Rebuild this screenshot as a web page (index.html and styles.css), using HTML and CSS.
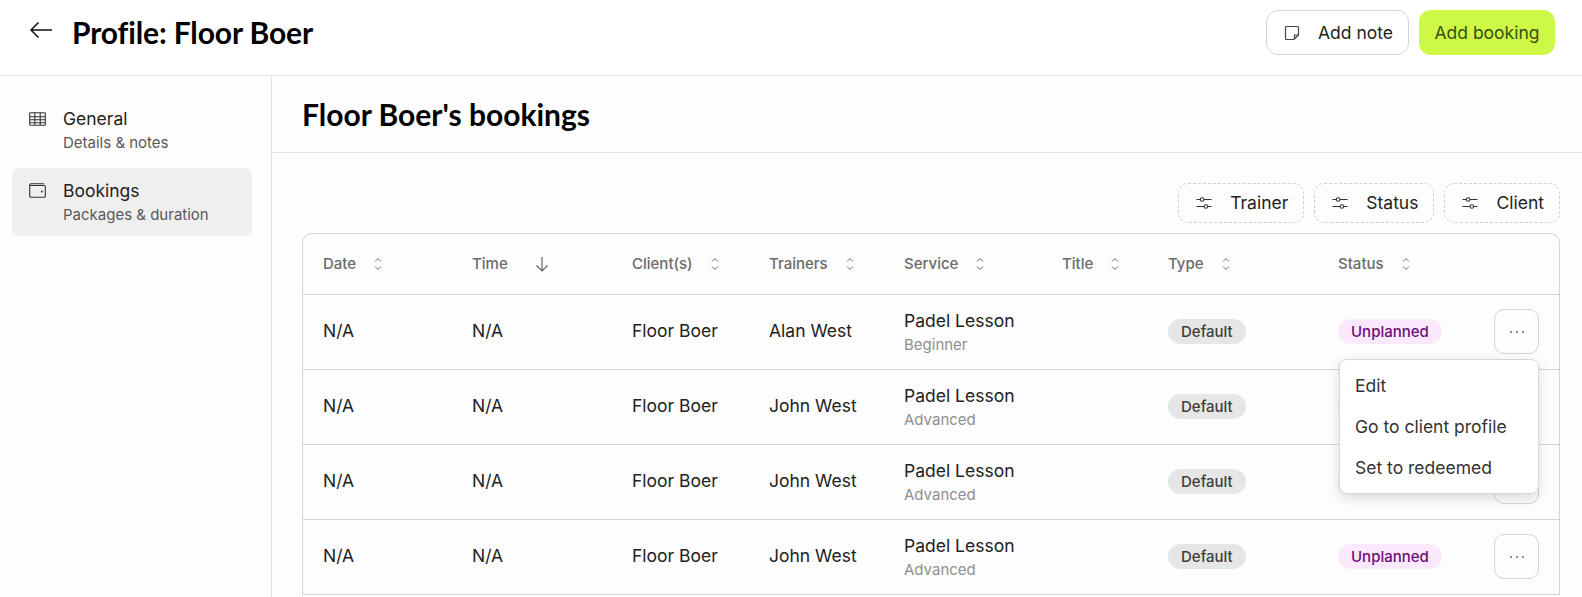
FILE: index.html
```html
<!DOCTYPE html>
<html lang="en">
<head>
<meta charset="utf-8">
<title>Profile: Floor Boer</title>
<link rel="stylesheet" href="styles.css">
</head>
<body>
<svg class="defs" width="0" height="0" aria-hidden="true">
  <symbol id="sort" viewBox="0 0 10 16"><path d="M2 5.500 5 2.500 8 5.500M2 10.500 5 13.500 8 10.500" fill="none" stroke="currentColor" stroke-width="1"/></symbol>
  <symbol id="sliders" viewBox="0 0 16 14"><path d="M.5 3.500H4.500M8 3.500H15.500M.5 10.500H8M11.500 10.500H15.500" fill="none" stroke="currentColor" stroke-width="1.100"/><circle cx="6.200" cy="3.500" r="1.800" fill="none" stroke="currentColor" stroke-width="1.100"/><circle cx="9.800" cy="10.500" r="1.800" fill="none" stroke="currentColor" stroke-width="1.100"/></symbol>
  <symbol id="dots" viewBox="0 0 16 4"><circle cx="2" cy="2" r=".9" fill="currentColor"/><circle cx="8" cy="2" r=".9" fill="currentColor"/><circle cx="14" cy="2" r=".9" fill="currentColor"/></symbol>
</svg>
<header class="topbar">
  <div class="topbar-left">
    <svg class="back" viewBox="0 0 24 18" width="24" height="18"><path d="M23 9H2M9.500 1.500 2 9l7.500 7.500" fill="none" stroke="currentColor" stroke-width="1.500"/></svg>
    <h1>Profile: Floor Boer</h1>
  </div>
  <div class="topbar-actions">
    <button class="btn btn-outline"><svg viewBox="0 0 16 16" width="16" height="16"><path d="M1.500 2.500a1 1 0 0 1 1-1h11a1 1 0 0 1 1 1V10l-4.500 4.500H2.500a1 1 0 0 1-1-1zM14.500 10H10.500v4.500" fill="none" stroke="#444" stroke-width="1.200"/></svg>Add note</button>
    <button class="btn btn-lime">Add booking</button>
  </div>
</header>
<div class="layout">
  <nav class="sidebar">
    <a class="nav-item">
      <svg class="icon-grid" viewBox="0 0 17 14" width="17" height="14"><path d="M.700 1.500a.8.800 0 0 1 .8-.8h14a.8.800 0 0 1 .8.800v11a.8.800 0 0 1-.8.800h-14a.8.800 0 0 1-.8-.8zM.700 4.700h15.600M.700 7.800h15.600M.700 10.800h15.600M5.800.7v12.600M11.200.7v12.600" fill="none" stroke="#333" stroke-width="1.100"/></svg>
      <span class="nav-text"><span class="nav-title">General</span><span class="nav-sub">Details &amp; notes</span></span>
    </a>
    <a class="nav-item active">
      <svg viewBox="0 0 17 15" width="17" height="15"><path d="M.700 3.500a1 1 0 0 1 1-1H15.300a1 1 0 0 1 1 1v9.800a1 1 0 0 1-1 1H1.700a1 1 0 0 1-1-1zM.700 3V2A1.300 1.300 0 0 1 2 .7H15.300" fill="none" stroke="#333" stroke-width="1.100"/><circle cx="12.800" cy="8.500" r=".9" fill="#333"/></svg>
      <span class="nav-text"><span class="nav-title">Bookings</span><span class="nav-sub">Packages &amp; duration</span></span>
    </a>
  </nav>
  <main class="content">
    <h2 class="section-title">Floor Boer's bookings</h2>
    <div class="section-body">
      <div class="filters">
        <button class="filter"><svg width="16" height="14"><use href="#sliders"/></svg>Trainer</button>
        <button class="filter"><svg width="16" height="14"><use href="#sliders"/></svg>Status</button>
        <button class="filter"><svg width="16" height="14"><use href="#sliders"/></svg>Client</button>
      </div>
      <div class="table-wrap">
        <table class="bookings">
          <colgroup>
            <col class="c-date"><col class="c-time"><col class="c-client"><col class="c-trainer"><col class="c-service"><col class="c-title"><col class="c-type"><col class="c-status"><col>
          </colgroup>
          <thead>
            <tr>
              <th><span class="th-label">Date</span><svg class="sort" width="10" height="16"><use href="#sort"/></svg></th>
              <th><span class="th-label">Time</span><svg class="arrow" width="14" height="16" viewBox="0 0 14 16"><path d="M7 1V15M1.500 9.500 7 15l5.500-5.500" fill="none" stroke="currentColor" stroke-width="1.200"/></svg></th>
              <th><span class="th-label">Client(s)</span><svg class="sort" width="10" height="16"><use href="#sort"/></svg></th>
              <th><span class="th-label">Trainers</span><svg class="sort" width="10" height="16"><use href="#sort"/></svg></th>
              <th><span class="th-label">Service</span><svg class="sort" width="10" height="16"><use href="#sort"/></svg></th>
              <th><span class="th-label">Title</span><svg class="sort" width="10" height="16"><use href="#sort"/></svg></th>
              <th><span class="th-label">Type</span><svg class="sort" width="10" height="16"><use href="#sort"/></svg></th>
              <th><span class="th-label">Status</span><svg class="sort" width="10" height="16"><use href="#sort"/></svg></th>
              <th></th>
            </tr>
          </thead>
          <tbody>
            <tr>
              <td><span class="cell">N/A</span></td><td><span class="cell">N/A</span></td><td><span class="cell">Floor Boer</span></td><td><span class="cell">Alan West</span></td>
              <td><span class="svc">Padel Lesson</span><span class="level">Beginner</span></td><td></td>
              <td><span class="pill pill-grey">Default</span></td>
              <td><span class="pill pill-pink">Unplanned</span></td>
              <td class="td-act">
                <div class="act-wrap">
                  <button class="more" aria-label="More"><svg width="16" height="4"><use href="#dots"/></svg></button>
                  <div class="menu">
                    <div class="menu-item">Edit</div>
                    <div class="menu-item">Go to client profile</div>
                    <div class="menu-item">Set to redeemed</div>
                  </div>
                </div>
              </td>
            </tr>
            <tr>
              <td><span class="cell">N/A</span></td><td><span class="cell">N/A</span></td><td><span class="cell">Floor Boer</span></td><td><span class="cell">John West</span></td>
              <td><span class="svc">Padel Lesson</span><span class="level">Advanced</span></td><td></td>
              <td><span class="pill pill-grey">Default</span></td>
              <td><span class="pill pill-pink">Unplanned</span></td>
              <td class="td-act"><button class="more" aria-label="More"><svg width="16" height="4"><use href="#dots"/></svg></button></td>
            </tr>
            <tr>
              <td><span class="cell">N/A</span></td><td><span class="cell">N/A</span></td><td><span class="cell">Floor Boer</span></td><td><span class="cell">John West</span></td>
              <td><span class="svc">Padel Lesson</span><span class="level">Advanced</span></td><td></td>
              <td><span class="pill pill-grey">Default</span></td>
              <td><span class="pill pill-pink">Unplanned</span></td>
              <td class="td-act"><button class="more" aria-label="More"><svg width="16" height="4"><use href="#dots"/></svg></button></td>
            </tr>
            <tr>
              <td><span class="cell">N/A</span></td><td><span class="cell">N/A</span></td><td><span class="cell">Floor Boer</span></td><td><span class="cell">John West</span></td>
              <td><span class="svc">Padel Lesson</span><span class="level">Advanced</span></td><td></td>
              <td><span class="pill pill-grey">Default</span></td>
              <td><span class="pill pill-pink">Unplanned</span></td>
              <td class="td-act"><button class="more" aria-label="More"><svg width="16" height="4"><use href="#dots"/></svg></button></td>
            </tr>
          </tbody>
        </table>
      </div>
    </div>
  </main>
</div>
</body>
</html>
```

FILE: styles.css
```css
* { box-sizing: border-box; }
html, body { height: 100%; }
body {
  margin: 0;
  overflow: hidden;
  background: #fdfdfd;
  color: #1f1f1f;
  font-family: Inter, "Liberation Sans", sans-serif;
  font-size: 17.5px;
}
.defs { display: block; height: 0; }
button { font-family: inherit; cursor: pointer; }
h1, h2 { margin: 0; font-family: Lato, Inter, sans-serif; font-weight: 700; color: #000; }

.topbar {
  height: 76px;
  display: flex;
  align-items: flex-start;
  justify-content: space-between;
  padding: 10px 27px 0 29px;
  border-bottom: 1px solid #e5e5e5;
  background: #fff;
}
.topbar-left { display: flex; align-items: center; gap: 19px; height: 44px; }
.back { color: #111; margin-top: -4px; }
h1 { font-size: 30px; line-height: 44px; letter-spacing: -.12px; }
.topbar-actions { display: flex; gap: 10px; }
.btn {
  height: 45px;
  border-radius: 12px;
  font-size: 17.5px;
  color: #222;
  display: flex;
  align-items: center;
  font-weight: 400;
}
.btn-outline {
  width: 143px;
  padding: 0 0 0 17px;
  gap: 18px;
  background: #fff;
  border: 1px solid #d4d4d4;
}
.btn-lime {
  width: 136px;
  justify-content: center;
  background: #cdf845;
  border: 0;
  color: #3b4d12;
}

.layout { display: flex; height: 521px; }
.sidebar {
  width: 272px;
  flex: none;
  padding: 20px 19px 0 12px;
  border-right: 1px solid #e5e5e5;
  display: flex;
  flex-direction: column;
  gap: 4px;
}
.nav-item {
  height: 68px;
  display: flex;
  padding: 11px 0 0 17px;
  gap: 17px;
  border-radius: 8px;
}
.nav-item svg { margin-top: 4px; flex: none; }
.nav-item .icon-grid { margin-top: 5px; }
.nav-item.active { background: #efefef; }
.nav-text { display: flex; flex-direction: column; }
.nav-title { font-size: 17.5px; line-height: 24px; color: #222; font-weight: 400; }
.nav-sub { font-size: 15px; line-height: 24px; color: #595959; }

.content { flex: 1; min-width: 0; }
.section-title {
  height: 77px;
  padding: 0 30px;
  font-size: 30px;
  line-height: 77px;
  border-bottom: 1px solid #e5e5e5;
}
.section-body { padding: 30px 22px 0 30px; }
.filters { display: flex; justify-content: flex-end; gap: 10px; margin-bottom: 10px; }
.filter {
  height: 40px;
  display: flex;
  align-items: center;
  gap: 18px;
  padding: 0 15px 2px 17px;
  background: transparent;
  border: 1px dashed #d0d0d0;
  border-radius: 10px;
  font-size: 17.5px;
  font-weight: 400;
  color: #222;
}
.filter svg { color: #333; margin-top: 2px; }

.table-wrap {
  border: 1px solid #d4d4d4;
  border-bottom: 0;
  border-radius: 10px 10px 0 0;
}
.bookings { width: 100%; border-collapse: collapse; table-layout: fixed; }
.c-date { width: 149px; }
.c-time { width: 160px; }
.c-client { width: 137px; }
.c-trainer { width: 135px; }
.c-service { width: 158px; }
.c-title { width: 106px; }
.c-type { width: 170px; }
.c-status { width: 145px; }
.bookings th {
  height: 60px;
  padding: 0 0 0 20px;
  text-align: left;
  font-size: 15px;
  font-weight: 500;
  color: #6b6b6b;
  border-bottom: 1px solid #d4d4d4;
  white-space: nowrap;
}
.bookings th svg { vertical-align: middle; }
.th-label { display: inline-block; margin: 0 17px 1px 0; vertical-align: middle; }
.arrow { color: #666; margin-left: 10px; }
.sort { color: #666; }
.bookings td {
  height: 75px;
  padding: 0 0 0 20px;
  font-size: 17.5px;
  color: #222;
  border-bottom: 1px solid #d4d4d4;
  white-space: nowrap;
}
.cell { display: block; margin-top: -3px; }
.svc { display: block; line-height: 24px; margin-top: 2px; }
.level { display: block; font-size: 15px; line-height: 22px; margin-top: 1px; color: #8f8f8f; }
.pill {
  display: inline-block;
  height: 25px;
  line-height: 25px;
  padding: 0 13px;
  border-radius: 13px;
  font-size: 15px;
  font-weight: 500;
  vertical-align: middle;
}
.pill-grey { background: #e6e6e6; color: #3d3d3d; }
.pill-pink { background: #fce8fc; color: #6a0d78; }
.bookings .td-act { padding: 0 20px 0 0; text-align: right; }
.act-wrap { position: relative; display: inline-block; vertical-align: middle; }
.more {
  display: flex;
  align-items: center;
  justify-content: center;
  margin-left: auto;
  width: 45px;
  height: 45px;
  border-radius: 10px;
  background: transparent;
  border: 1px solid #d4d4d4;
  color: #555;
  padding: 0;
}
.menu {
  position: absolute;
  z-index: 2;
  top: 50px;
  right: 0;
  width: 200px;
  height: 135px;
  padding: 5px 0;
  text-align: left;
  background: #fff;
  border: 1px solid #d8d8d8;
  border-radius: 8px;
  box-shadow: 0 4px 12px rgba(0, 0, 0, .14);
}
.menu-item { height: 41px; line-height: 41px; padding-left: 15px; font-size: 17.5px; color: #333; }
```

########################################

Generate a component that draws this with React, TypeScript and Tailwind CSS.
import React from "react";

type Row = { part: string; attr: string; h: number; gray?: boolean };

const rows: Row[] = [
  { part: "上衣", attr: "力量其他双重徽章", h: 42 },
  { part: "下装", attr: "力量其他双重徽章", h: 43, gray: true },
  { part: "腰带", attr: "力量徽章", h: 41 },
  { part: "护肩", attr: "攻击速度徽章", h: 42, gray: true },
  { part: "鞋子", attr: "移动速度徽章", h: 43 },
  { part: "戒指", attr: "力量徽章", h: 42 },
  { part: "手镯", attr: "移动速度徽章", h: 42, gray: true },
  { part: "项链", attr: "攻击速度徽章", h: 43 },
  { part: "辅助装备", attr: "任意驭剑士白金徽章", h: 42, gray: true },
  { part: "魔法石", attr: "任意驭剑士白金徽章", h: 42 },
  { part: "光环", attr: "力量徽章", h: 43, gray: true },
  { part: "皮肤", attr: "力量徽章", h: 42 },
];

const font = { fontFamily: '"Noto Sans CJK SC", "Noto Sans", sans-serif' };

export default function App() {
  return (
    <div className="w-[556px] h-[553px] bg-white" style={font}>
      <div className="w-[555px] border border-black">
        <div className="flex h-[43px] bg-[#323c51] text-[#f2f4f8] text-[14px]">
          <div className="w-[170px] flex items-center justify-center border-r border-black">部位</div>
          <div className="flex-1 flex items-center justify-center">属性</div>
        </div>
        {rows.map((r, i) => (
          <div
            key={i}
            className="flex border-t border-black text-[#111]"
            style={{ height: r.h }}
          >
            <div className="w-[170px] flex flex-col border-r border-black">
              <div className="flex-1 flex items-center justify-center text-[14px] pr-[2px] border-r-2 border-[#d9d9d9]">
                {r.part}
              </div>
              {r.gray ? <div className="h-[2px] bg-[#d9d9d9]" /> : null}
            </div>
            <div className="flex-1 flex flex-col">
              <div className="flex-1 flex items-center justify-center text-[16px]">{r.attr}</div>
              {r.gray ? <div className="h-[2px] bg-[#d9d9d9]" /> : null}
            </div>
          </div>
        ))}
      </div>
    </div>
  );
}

########################################

_WRITTEN INSTRUCTION_
Your task is to extract exactly the lines starting at the line with "Generate a component" and ending at the line with "string; attr: string;", including both ends, and no other lines.

_THE COMPLETED TASK_
Generate a component that draws this with React, TypeScript and Tailwind CSS.
import React from "react";

type Row = { part: string; attr: string; h: number; gray?: boolean };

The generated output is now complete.